Rassurez-vous, mes chers collègues, j’ai achevé l’explication de cette belle mécanique péréquative. Encore ai-je volontairement omis quelques détails… (Sourires.)

Je terminerai par quelques considérations prospectives.

Malgré la complexité du dispositif, gardons-nous de « jeter le bébé avec l’eau du bain ». A contrario, il faut porter au crédit des dispositions mises en place le fait qu’elles répondent aujourd’hui, pour une large part, à une situation d’urgence due à la crise économique que nous subissons et aux mesures contributives imposées par l’effort d’économie demandé aux collectivités.

Penser que ces dispositions ne sont que la résultante de la réforme de la taxe professionnelle serait faire preuve de courte vue. En réalité, notre système fiscal local est à bout de souffle. (M. Jacques Mézard opine.) Il atteint aujourd’hui les limites du supportable, face à une mutation qui s’achève. Tous les chercheurs et les praticiens qui se penchent lucidement sur lui en conviennent, et les parlementaires que nous sommes seraient bien inspirés de prendre la mesure de la situation. Encore faut-il poser correctement les termes du débat.

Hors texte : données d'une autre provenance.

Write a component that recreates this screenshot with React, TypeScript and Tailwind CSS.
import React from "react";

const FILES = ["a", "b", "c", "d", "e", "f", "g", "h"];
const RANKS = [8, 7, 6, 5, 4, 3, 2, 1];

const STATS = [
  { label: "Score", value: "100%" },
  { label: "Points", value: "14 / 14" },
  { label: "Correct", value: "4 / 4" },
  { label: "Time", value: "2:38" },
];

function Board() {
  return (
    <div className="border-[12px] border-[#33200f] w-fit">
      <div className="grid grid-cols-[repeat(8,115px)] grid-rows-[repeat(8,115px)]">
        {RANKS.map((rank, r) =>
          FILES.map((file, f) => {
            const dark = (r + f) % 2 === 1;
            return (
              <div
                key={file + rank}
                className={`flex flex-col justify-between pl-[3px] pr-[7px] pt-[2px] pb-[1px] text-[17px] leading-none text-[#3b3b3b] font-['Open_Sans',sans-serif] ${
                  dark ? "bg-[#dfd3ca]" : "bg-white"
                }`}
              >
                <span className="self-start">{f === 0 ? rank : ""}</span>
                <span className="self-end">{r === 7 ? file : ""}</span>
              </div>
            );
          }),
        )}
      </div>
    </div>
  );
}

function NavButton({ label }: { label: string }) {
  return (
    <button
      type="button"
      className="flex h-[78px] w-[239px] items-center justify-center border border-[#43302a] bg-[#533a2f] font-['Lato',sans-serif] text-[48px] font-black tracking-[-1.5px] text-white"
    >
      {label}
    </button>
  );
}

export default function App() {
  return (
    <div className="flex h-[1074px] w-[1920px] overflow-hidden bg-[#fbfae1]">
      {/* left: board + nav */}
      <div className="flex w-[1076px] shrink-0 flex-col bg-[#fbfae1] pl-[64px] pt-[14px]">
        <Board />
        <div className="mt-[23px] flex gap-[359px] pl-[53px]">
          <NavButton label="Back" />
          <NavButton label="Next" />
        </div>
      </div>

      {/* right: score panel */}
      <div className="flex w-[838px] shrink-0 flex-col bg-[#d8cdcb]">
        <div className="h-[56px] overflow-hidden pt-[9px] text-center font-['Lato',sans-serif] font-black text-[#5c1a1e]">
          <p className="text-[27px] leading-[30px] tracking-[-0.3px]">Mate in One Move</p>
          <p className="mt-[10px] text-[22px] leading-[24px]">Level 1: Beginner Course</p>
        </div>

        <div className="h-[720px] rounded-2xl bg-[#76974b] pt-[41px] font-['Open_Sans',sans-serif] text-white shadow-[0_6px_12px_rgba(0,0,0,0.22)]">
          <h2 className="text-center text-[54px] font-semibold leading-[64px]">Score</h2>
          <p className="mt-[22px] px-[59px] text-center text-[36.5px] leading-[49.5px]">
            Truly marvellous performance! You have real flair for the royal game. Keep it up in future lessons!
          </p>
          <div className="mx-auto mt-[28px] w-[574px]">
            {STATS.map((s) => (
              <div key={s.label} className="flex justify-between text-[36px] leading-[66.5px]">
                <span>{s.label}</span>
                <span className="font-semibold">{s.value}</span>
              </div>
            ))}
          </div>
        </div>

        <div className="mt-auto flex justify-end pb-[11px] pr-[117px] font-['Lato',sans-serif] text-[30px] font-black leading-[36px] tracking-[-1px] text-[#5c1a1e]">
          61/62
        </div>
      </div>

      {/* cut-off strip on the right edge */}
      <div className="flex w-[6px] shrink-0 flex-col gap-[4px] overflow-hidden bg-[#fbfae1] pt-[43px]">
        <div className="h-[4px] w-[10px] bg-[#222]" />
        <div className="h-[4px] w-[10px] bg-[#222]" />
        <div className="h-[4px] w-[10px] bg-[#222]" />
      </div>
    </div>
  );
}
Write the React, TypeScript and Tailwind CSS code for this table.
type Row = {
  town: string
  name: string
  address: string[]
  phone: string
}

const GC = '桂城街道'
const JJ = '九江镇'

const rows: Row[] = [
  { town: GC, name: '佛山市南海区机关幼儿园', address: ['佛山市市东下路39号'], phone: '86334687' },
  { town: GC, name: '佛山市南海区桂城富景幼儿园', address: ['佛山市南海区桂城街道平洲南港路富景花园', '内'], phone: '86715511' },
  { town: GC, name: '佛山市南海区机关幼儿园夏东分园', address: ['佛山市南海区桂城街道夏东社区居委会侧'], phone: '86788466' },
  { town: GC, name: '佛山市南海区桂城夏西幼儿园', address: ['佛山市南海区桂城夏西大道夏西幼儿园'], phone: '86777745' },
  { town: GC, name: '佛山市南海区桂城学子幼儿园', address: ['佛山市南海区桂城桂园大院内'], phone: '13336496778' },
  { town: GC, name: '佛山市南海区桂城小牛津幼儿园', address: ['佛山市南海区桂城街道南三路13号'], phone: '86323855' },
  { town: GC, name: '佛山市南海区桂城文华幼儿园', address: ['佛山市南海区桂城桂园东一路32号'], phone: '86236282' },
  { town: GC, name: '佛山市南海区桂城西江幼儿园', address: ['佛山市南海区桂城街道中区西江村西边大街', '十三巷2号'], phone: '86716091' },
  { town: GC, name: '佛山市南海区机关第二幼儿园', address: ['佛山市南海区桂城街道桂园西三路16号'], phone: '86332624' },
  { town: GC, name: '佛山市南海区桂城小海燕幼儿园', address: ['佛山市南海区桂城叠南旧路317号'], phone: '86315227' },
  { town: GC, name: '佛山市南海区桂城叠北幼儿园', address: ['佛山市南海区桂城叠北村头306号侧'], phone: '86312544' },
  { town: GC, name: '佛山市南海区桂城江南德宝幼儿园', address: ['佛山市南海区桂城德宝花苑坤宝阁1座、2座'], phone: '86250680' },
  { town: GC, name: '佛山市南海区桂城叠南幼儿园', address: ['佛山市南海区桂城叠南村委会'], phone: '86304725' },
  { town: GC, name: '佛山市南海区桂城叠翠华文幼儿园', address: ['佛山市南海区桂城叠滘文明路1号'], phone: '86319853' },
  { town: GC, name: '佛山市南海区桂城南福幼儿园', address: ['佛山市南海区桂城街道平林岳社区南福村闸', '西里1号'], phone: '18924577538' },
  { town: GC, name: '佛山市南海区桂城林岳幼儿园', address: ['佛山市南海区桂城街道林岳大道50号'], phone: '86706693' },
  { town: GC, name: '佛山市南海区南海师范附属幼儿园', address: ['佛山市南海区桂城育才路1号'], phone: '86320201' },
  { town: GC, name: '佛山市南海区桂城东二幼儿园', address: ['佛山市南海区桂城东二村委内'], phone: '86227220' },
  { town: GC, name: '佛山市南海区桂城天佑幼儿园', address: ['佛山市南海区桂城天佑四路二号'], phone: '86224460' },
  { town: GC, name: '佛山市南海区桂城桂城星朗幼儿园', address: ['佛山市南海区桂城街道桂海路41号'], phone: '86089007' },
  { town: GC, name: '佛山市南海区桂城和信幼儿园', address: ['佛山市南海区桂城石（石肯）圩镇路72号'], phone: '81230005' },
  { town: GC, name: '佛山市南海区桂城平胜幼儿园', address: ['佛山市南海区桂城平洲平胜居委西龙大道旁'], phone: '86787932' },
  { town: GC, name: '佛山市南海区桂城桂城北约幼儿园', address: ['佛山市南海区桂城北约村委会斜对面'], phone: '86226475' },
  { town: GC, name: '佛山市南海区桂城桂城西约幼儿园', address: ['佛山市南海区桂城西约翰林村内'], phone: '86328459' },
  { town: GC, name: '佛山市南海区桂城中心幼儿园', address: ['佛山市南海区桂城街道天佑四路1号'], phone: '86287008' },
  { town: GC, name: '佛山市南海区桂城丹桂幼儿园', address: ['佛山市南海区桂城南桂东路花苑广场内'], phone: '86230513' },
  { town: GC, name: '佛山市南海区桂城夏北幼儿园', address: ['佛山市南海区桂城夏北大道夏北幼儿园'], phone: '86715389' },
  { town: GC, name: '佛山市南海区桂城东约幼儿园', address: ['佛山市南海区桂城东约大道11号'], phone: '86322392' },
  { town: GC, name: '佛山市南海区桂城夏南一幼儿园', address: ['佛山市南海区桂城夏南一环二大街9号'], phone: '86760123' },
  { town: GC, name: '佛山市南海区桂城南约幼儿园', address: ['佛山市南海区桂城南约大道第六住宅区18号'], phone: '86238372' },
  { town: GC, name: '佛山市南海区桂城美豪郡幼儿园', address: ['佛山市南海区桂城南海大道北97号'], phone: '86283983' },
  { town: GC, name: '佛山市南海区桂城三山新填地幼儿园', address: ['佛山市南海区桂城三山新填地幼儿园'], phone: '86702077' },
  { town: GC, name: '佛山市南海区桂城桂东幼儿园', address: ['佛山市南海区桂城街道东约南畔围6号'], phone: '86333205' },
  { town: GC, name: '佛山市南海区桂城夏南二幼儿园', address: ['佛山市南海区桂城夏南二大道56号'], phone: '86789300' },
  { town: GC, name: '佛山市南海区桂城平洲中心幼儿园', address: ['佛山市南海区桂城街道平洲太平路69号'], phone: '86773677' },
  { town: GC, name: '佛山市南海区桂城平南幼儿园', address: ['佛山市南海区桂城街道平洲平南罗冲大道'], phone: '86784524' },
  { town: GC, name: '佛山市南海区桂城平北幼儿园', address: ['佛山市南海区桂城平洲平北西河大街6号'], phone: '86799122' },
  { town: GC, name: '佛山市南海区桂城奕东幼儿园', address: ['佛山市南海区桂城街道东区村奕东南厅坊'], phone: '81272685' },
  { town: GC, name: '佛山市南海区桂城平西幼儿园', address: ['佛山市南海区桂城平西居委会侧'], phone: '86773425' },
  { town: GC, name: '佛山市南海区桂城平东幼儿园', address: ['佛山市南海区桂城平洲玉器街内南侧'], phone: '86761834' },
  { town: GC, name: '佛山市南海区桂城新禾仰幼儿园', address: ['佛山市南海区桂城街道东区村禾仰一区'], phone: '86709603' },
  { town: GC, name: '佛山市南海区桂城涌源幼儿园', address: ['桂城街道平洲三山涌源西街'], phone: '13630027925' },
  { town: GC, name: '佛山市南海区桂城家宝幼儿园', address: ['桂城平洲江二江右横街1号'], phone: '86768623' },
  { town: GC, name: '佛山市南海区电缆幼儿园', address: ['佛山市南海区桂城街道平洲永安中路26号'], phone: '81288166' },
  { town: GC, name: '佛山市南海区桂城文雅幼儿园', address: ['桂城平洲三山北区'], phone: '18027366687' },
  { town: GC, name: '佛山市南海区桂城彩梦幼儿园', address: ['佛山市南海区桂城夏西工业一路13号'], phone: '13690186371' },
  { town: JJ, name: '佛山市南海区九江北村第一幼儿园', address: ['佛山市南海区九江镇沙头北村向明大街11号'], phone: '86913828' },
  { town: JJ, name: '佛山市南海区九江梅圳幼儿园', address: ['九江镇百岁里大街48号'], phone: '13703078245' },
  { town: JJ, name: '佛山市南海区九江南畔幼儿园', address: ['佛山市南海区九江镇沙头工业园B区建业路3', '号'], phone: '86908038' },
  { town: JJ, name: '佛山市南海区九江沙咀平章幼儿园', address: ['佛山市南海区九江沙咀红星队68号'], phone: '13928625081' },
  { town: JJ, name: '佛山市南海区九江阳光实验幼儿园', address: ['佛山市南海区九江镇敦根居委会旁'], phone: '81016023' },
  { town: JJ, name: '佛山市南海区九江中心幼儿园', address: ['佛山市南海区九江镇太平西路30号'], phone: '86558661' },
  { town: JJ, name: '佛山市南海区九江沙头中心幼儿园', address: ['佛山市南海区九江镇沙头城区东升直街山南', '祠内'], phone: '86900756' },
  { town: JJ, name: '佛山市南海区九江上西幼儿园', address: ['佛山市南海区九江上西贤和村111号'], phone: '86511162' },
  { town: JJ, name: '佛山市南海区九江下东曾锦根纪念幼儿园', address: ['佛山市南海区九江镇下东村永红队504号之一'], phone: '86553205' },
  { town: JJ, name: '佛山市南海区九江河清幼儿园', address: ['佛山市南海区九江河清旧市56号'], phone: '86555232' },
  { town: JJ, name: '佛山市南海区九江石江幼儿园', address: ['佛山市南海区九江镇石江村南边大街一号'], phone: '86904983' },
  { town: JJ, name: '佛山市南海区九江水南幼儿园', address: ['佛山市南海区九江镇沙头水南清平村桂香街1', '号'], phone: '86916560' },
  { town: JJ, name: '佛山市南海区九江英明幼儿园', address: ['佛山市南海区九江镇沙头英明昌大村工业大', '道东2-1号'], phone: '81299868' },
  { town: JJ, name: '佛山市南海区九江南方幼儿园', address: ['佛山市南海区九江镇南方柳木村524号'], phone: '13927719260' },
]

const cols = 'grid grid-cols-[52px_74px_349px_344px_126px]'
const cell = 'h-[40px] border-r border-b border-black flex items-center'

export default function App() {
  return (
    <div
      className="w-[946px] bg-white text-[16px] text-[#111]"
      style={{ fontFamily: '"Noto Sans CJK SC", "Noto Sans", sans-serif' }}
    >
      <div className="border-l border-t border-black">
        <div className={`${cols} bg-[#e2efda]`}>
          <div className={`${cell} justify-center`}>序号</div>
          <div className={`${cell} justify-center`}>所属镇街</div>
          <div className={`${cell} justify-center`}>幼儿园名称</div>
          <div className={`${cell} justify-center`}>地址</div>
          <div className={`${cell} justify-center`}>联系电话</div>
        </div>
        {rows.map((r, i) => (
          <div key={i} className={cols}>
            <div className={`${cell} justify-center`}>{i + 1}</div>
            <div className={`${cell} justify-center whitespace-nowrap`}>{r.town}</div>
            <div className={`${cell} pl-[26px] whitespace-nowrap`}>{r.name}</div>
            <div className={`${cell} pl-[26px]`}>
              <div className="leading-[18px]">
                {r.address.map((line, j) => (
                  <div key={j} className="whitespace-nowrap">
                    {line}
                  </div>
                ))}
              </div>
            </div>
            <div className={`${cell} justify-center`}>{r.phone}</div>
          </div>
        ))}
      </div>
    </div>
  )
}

Force est de constater que, depuis trente ans, nous avons évolué vers un système de dotations, alors que l’illusion d’une autonomie fiscale, issue d’une autre époque, s’est insinuée avec la libéralisation de l’emprunt local.

En réalité, nous sommes entrés progressivement dans un système opaque de globalisation des subventions. Conjuguée à la dette engendrée par un déficit budgétaire récurrent devenu insupportable, la crise économique a mis au jour la nécessité d’un premier choc, celui de la réforme constitutionnelle de 2003.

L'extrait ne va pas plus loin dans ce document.